I was looking through the documentation and I was not able to find the standard exponential loss function. Is there a simple way to implement my own exponential function.
Thank you in advance!
Hello Maria!
Sure. And if you use normal tensor operations, autograd
will work for you.
Let’s say you have a binary classification problem and
logits are your predictions for a batch (running from
-infinity to +infinity) and labels are your known class
labels for that batch (equal to 0 or 1).
Then:
import torch
def myExpLoss (logits, labels):
return (((2.0 * labels.float() - 1.0) * logits).exp()).mean()
logits = torch.tensor ([-0.2, 1.3, .3], requires_grad = True)

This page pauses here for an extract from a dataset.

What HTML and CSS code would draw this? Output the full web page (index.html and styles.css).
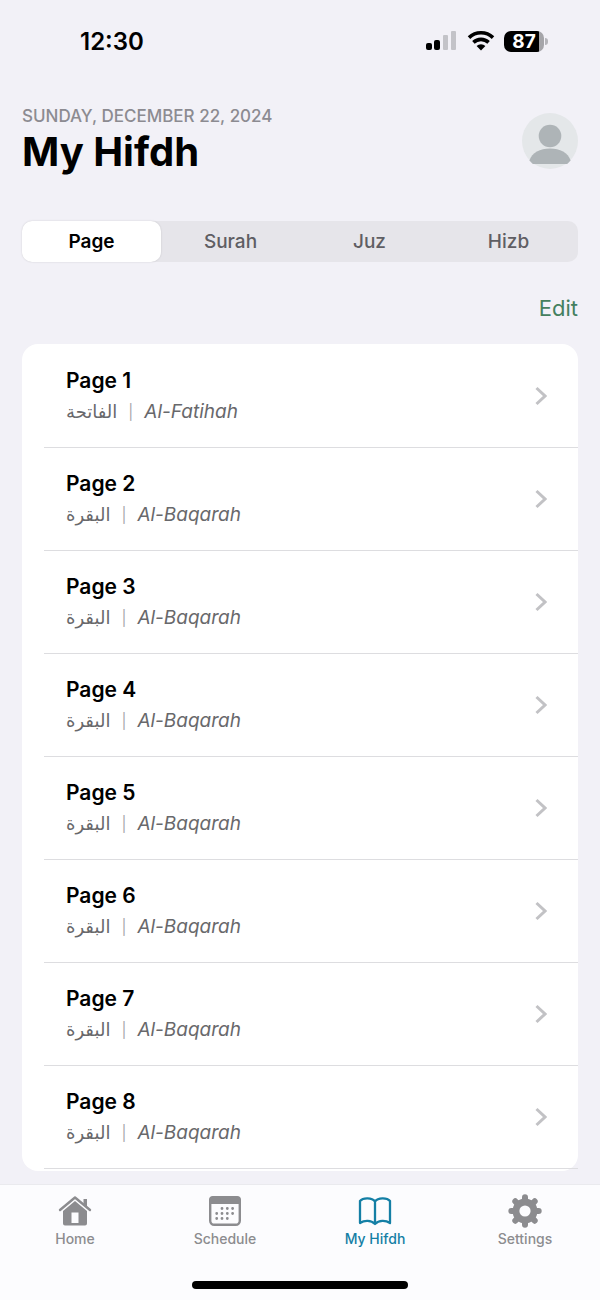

labels = torch.tensor ([0, 0, 1])
myExpLoss (logits, labels)
[Edit: The above expression for myExpLoss is missing a minus
sign, and this causes the loss to incorrectly increase for more
accurate predictions. I haven’t edited in the correction above,
but the correct expression appears in my next post, below.]
This yields:
>>> myExpLoss (logits, labels)
tensor(0.9479, grad_fn=<MeanBackward1>)
so you can see that autograd is working.
[Edit: This loss value, 0.9479, is less than 1, incorrectly indicating
the the predictions are more right than wrong. Although the first
and last predictions are right, they are only mildly right, while
the second prediction is strongly wrong, making the predictions
overall more wrong than right. The correct value of the loss (given
by the corrected expression in my next post) is 1.7429.]
This version returns the per-sample exponential loss averaged
over the batch.
As an aside, you might not want to use an exponential loss.
Depending on your problem, some other loss function might
work better.
Good luck.
K. Frank
1 Like
Thank you so much! This is so helpful!
Hi I’m sorry is this has an obvious answer, but I’m struggling a bit understanding the exponential loss function.
Why do you multiply the labels times 2.0 and subtract 1.0
Thank you so much in advance!
Hi Maria!
In short, 2 * label - 1 maps a label equal to the values {0, 1}
to the values {-1, 1}, to better match your output (the “logit”)
running from -infinity to +infinity.
Some more details:
First, I don’t know if there is one single standard definition of
exponential loss function. (There might be; I just don’t know.)
Anyway, I think of it as being:
exp (mismatch between prediction and actual),
where exp (mismatch) is used to strongly amplify being wrong.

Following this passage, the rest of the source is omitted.